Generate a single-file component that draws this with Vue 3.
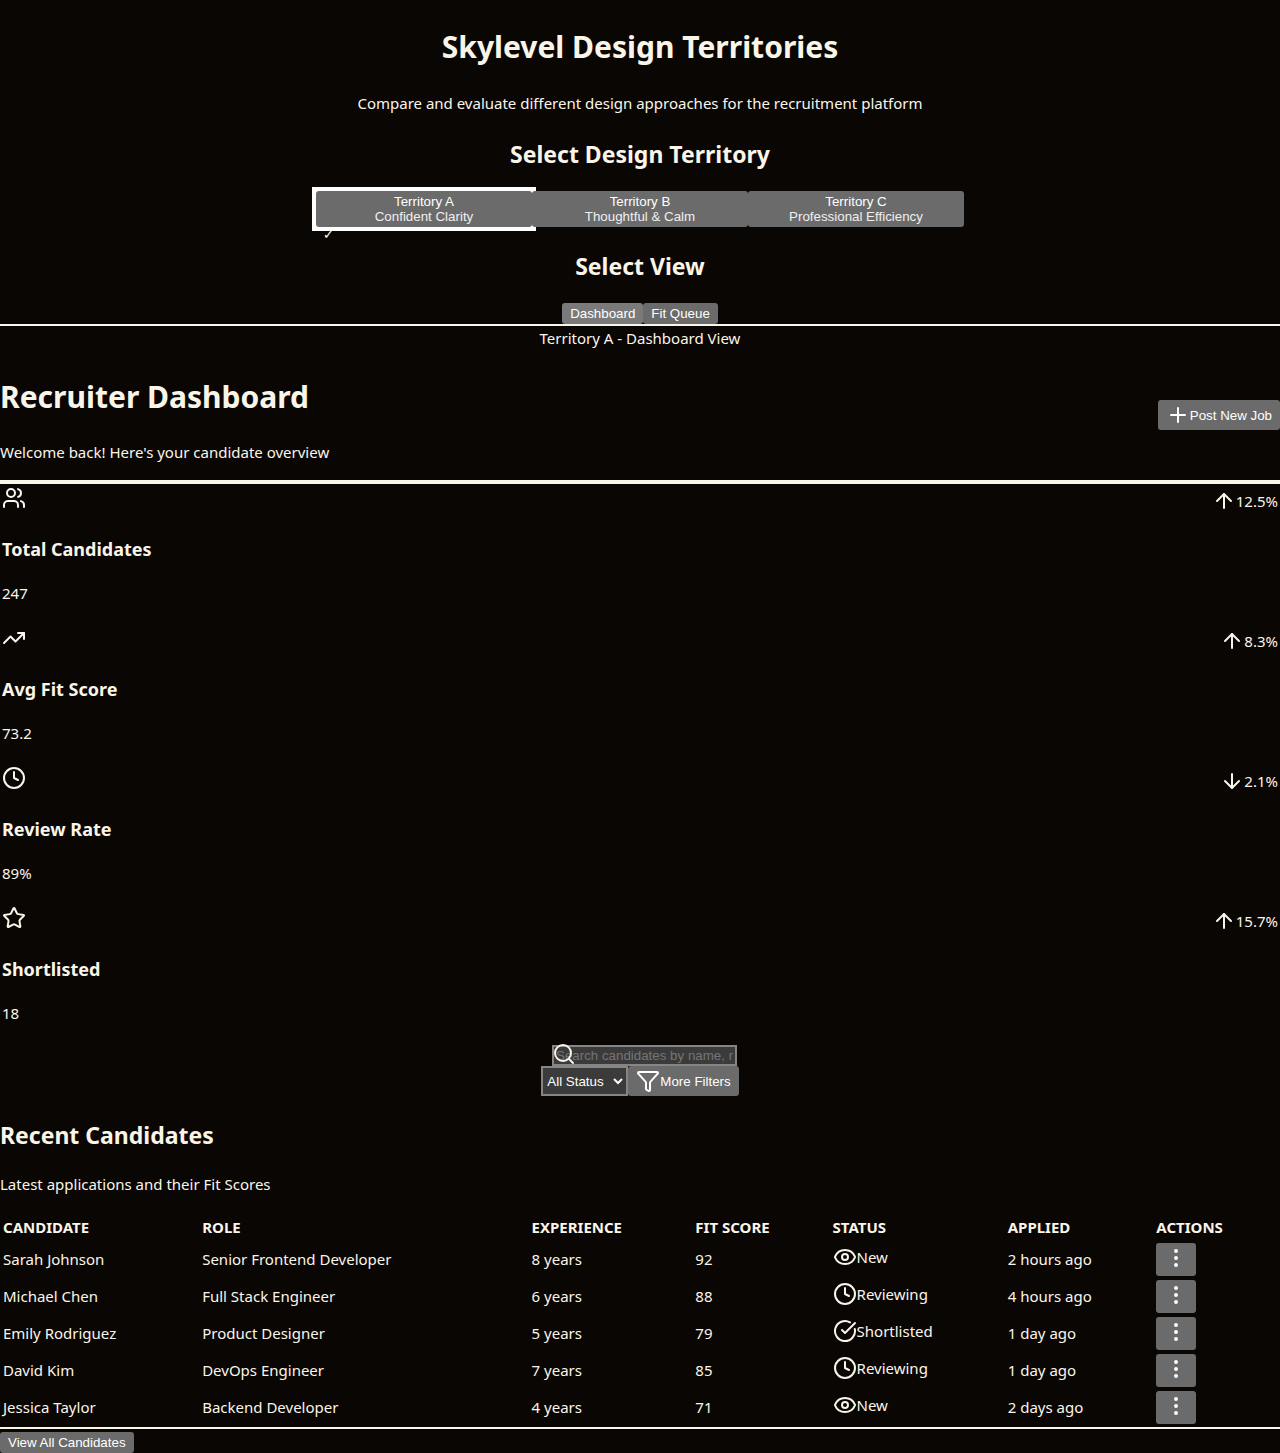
<script setup>
import { ref } from 'vue'

const territories = [
  { id: 'A', name: 'Confident Clarity' },
  { id: 'B', name: 'Thoughtful & Calm' },
  { id: 'C', name: 'Professional Efficiency' },
]
const territory = ref('A')

const views = ['Dashboard', 'Fit Queue']
const view = ref('Dashboard')

const icons = {
  plus: ['M5 12h14', 'M12 5v14'],
  up: ['m5 12 7-7 7 7', 'M12 19V5'],
  down: ['M12 5v14', 'm19 12-7 7-7-7'],
  users: [
    'M16 21v-2a4 4 0 0 0-4-4H6a4 4 0 0 0-4 4v2',
    'M16 3.128a4 4 0 0 1 0 7.744',
    'M22 21v-2a4 4 0 0 0-3-3.87',
    'M5 7a4 4 0 1 0 8 0a4 4 0 1 0-8 0',
  ],
  trend: ['M16 7h6v6', 'm22 7-8.5 8.5-5-5L2 17'],
  clock: ['M12 6v6l4 2', 'M2 12a10 10 0 1 0 20 0a10 10 0 1 0-20 0'],
  star: [
    'M11.525 2.295a.53.53 0 0 1 .95 0l2.31 4.679a2.123 2.123 0 0 0 1.595 1.16l5.166.756a.53.53 0 0 1 .294.904l-3.736 3.638a2.123 2.123 0 0 0-.611 1.878l.882 5.14a.53.53 0 0 1-.771.56l-4.618-2.428a2.122 2.122 0 0 0-1.973 0L6.396 21.01a.53.53 0 0 1-.77-.56l.881-5.139a2.122 2.122 0 0 0-.611-1.879L2.16 9.795a.53.53 0 0 1 .294-.906l5.165-.755a2.122 2.122 0 0 0 1.597-1.16z',
  ],
  search: ['m21 21-4.34-4.34', 'M3 11a8 8 0 1 0 16 0a8 8 0 1 0-16 0'],
  funnel: [
    'M10 20a1 1 0 0 0 .553.895l2 1A1 1 0 0 0 14 21v-7a2 2 0 0 1 .517-1.341L21.74 4.67A1 1 0 0 0 21 3H3a1 1 0 0 0-.742 1.67l7.225 7.989A2 2 0 0 1 10 14z',
  ],
  eye: [
    'M2.062 12.348a1 1 0 0 1 0-.696 10.75 10.75 0 0 1 19.876 0 1 1 0 0 1 0 .696 10.75 10.75 0 0 1-19.876 0',
    'M9 12a3 3 0 1 0 6 0a3 3 0 1 0-6 0',
  ],
  check: ['M21.801 10A10 10 0 1 1 17 3.335', 'm9 11 3 3L22 4'],
  more: [
    'M11 12a1 1 0 1 0 2 0a1 1 0 1 0-2 0',
    'M11 5a1 1 0 1 0 2 0a1 1 0 1 0-2 0',
    'M11 19a1 1 0 1 0 2 0a1 1 0 1 0-2 0',
  ],
}

const stats = [
  { icon: 'users', label: 'Total Candidates', value: '247', dir: 'up', change: '12.5%' },
  { icon: 'trend', label: 'Avg Fit Score', value: '73.2', dir: 'up', change: '8.3%' },
  { icon: 'clock', label: 'Review Rate', value: '89%', dir: 'down', change: '2.1%' },
  { icon: 'star', label: 'Shortlisted', value: '18', dir: 'up', change: '15.7%' },
]

const columns = ['Candidate', 'Role', 'Experience', 'Fit Score', 'Status', 'Applied', 'Actions']

const statusIcon = { New: 'eye', Reviewing: 'clock', Shortlisted: 'check' }

const candidates = [
  { name: 'Sarah Johnson', role: 'Senior Frontend Developer', exp: '8 years', score: 92, status: 'New', applied: '2 hours ago' },
  { name: 'Michael Chen', role: 'Full Stack Engineer', exp: '6 years', score: 88, status: 'Reviewing', applied: '4 hours ago' },
  { name: 'Emily Rodriguez', role: 'Product Designer', exp: '5 years', score: 79, status: 'Shortlisted', applied: '1 day ago' },
  { name: 'David Kim', role: 'DevOps Engineer', exp: '7 years', score: 85, status: 'Reviewing', applied: '1 day ago' },
  { name: 'Jessica Taylor', role: 'Backend Developer', exp: '4 years', score: 71, status: 'New', applied: '2 days ago' },
]
</script>

<template>
  <div class="page">
    <header class="selector">
      <h1>Skylevel Design Territories</h1>
      <p class="intro">Compare and evaluate different design approaches for the recruitment platform</p>

      <h2>Select Design Territory</h2>
      <div class="territories">
        <div v-for="t in territories" :key="t.id" class="territory" :class="{ active: territory === t.id }">
          <button type="button" class="btn" :aria-pressed="territory === t.id" @click="territory = t.id">
            <span>Territory {{ t.id }}</span>
            <span class="sub">{{ t.name }}</span>
          </button>
          <span v-if="territory === t.id" class="tick">✓</span>
        </div>
      </div>

      <h2 class="view-title">Select View</h2>
      <div class="views">
        <button
          v-for="v in views" :key="v" type="button" class="btn"
          :class="{ current: view === v }" @click="view = v"
        >{{ v }}</button>
      </div>
    </header>

    <div class="caption">Territory {{ territory }} - {{ view }} View</div>

    <main>
      <header class="dash-head">
        <div>
          <h1>Recruiter Dashboard</h1>
          <p>Welcome back! Here's your candidate overview</p>
        </div>
        <button type="button" class="btn with-icon">
          <svg class="icon" viewBox="0 0 24 24" aria-hidden="true"><path v-for="d in icons.plus" :key="d" :d="d" /></svg>
          <span>Post New Job</span>
        </button>
      </header>

      <section class="stats">
        <article v-for="s in stats" :key="s.label" class="stat">
          <div class="stat-top">
            <svg class="icon" viewBox="0 0 24 24" aria-hidden="true"><path v-for="d in icons[s.icon]" :key="d" :d="d" /></svg>
            <div class="change">
              <svg class="icon" viewBox="0 0 24 24" aria-hidden="true"><path v-for="d in icons[s.dir]" :key="d" :d="d" /></svg>
              <span>{{ s.change }}</span>
            </div>
          </div>
          <h3>{{ s.label }}</h3>
          <p>{{ s.value }}</p>
        </article>
      </section>

      <section class="filters">
        <div class="search">
          <input type="text" aria-label="Search candidates" placeholder="Search candidates by name, role, or skills..." />
          <svg class="icon" viewBox="0 0 24 24" aria-hidden="true"><path v-for="d in icons.search" :key="d" :d="d" /></svg>
        </div>
        <div class="filter-row">
          <select aria-label="Status">
            <option>All Status</option>
            <option>New</option>
            <option>Reviewing</option>
            <option>Shortlisted</option>
          </select>
          <button type="button" class="btn with-icon">
            <svg class="icon" viewBox="0 0 24 24" aria-hidden="true"><path v-for="d in icons.funnel" :key="d" :d="d" /></svg>
            <span>More Filters</span>
          </button>
        </div>
      </section>

      <section class="recent">
        <h2>Recent Candidates</h2>
        <p>Latest applications and their Fit Scores</p>
        <table>
          <colgroup>
            <col class="c-name" /><col class="c-role" /><col class="c-exp" /><col class="c-score" />
            <col class="c-status" /><col class="c-applied" /><col />
          </colgroup>
          <thead>
            <tr><th v-for="c in columns" :key="c" scope="col">{{ c }}</th></tr>
          </thead>
          <tbody>
            <tr v-for="c in candidates" :key="c.name">
              <td>{{ c.name }}</td>
              <td>{{ c.role }}</td>
              <td>{{ c.exp }}</td>
              <td>{{ c.score }}</td>
              <td>
                <div class="status">
                  <svg class="icon" viewBox="0 0 24 24" aria-hidden="true"><path v-for="d in icons[statusIcon[c.status]]" :key="d" :d="d" /></svg>
                  <span>{{ c.status }}</span>
                </div>
              </td>
              <td>{{ c.applied }}</td>
              <td>
                <button type="button" class="btn more" :aria-label="'Actions for ' + c.name">
                  <svg class="icon" viewBox="0 0 24 24" aria-hidden="true"><path v-for="d in icons.more" :key="d" :d="d" /></svg>
                </button>
              </td>
            </tr>
          </tbody>
        </table>
        <footer>
          <button type="button" class="btn">View All Candidates</button>
        </footer>
      </section>
    </main>
  </div>
</template>

<style>
body {
  margin: 0;
  background: #0a0604;
}
</style>

<style scoped>
.page {
  color: #faf5e9;
  background: #0a0604;
  font-family: "Segoe UI", "Noto Sans", "Open Sans", sans-serif;
  font-size: 15px;
  line-height: 21px;
}
h1, h2, h3, p {
  margin: 0;
}
h1 {
  font-size: 30px;
  line-height: 43px;
}
h2 {
  font-size: 23px;
  line-height: 32px;
}
h3 {
  font-size: 18px;
  line-height: 25px;
}
.icon {
  display: block;
  flex: none;
  width: 24px;
  height: 24px;
  fill: none;
  stroke: currentColor;
  stroke-width: 2;
  stroke-linecap: round;
  stroke-linejoin: round;
}
.btn {
  box-sizing: border-box;
  min-height: 21px;
  padding: 3px 8px;
  border: 0;
  border-radius: 3px;
  background: #6b6b6b;
  color: #fff;
  font-family: Arial, "Liberation Sans", sans-serif;
  line-height: 15px;
}
.with-icon {
  display: flex;
  align-items: center;
}

.selector {
  padding-top: 25px;
  border-bottom: 2px solid #faf5e9;
  text-align: center;
}
.intro {
  margin: 25px 0 24px;
}
.territories {
  display: flex;
  justify-content: center;
  margin-top: 21px;
}
.territory {
  position: relative;
  width: 216px;
}
.territory.active {
  background: #fff;
  box-shadow: 0 0 0 4px #fff;
}
.territory .btn {
  display: block;
  width: 100%;
}
.territory .btn span {
  display: block;
}
.territory .sub {
  opacity: 0.9;
}
.tick {
  position: absolute;
  left: 7px;
  bottom: -14px;
  color: #fff;
  font-size: 13px;
  line-height: 14px;
}
.view-title {
  margin-top: 23px;
}
.views {
  display: flex;
  justify-content: center;
  margin-top: 21px;
}
.btn.current {
  background: #7a7a7a;
}

.caption {
  padding: 2px 0 1px;
  text-align: center;
}
.dash-head {
  display: flex;
  align-items: center;
  justify-content: space-between;
  border-bottom: 4px solid #faf5e9;
}
.dash-head h1 {
  padding-top: 25px;
}
.dash-head p {
  padding: 24px 0 17px;
}

.stat {
  padding: 2px 2px 20px;
}
.stat-top {
  display: flex;
  justify-content: space-between;
  height: 30px;
}
.change {
  display: flex;
  align-items: center;
}
.stat h3 {
  margin: 21px 0;
}

.filters {
  display: flex;
  flex-direction: column;
  align-items: center;
  padding-top: 1px;
}
.search {
  position: relative;
  margin-left: 9px;
}
.search input {
  display: block;
  box-sizing: border-box;
  width: 185px;
  height: 21px;
  padding: 1px 2px;
  border: 2px solid #858585;
  background: #3b3b3b;
  color: #fff;
  font-family: Arial, "Liberation Sans", sans-serif;
}
.search input::placeholder {
  color: #757575;
}
.search .icon {
  position: absolute;
  left: 0;
  bottom: 0;
}
.filter-row {
  display: flex;
}
.filter-row select {
  width: 87px;
  height: 30px;
  border: 2px solid #858585;
  border-radius: 0;
  background-color: #3b3b3b;
  color: #fff;
  font-family: Arial, "Liberation Sans", sans-serif;
}

.recent h2 {
  margin: 23px 0;
}
.recent p {
  margin-bottom: 18px;
}
table {
  width: 100%;
  table-layout: fixed;
  border-collapse: separate;
  border-spacing: 2px;
}
.c-name { width: 15.6%; }
.c-role { width: 25.9%; }
.c-exp { width: 12.8%; }
.c-score { width: 10.7%; }
.c-status { width: 13.7%; }
.c-applied { width: 11.6%; }
th, td {
  padding: 1px;
  text-align: left;
  vertical-align: middle;
}
th {
  line-height: 23px;
  text-transform: uppercase;
}
.status {
  display: flex;
  align-items: center;
  padding-bottom: 5px;
}
.more {
  display: block;
  width: 40px;
  height: 33px;
  padding: 3px 8px 6px;
}
footer {
  padding-top: 3px;
  border-top: 2px solid #faf5e9;
}
footer .btn {
  display: block;
}
</style>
....................
* Request
Make an exact copy of the lines from the top of the material through the line with "const view = ref('Dashboard')", pictures excluded.

* Written reply
Generate a single-file component that draws this with Vue 3.
<script setup>
import { ref } from 'vue'

const territories = [
  { id: 'A', name: 'Confident Clarity' },
  { id: 'B', name: 'Thoughtful & Calm' },
  { id: 'C', name: 'Professional Efficiency' },
]
const territory = ref('A')

const views = ['Dashboard', 'Fit Queue']
const view = ref('Dashboard')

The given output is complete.